La Corte di Giustizia dell’Unione europea (Cgue) ha sancito con una sentenza che il salvataggio in mare è un dovere, stabilendo che lo Stato di approdo non può sottoporre a controlli arbitrari le organizzazioni che salvano migranti, trattenendo le navi di soccorso e impendendo lo svolgimento del loro lavoro.
In una nota la Corte afferma che “le navi di organizzazioni umanitarie che conducono un’attività sistematica di ricerca e soccorso di persone in mare possono essere sottoposte a controlli da parte dello Stato di approdo”. Tuttavia, “lo Stato di approdo può adottare provvedimenti di fermo soltanto in caso di evidente pericolo per la sicurezza, la salute o l’ambiente, il che spetta allo Stato di approdo dimostrare”.

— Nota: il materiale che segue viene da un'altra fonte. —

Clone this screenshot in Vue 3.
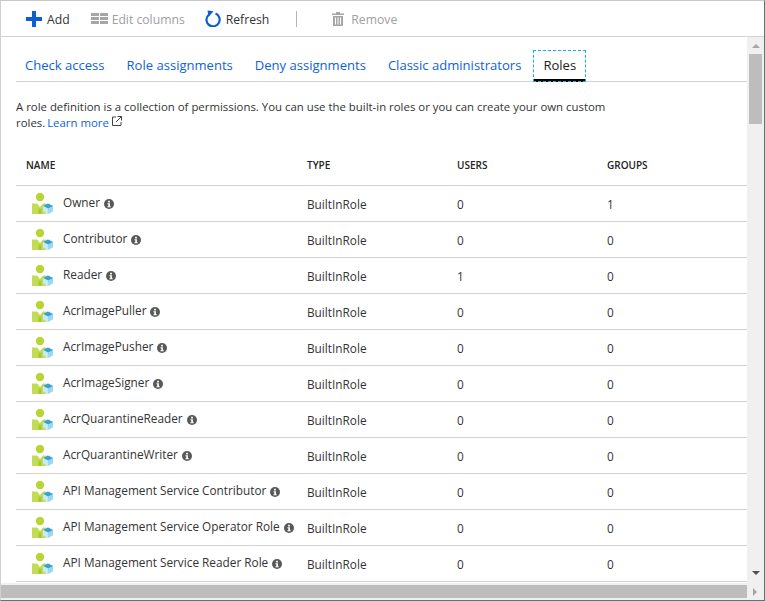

Nello specifico, il caso su cui è intervenuta la Corte riguarda una richiesta pregiudiziale rivolta dal Tar della Sicilia con riferimento ai provvedimenti disposti dalla Capitaneria di porto di Palermo e di Porto Empedocle nell’estate 2020 contro la Sea Watch 3 e 4, impegnate in operazioni di soccorso e sbarco delle persone salvate in mare, e ispezionate da parte delle capitanerie di tali porti, con la motivazione che non erano certificate per l’attività di ricerca e soccorso in mare e avevano imbarcato un numero di persone ampiamente superiore a quello autorizzato, riscontrando inoltre l’esistenza di carenze tecniche e operative che comportavano un pericolo per la sicurezza, la salute o l’ambiente e richiedevano il fermo delle navi. La Sea Watch ha proposto, dinanzi al Tribunale amministrativo regionale per la Sicilia, due ricorsi volti all’annullamento di tali provvedimenti.
Il Tribunale amministrativo regionale della Sicilia ha proposto alla Cgue alcune questioni pregiudiziali per chiarire l’estensione dei poteri di controllo e di fermo dello Stato di approdo sulle navi gestite dalle organizzazioni umanitarie.
Nella sua sentenza la Corte sancisce l’obbligo fondamentale di prestare soccorso alle persone in pericolo o in difficoltà in mare e che il numero di persone a bordo, anche ampiamente superiore a quello autorizzato, non può dunque costituire, di per sé solo, una ragione che giustifichi un controllo. Per sottoporre una nave a un’ispezione diretta a controllare il rispetto delle norme di sicurezza in mare occorre che tale Stato dimostri, in maniera concreta e circostanziata, l’esistenza di indizi seri di un pericolo per la salute, la sicurezza, le condizioni di lavoro a bordo o l’ambiente.
Nel caso in cui l’ispezione riveli l’esistenza di carenze, lo Stato di approdo può adottare le azioni correttive che ritenga necessarie. Tuttavia, queste ultime devono, in ogni caso, essere adeguate, necessarie e proporzionate. Infine, “nel caso in cui sia accertato, a seguito di un’ispezione effettuata dalle autorità dello Stato di approdo, che una nave battente bandiera di un altro Stato membro presenta carenze comportanti un pericolo per la sicurezza in mare, o addirittura un evidente pericolo che ne giustifichi il fermo, la Corte sottolinea l’importanza del principio di leale cooperazione, secondo il quale gli Stati membri, tra cui quello che riveste la qualità di Stato di approdo e quello che riveste la qualità di Stato di bandiera, sono tenuti a cooperare e a concertarsi nell’esercizio dei loro rispettivi poteri”.
In conclusione, nel caso delle navi delle Ong il loro fermo amministrativo può essere dunque disposto non in modo sistematico, ma soltanto quando le autorità competenti provino in concreto che la loro navigazione pone seri problemi di sicurezza.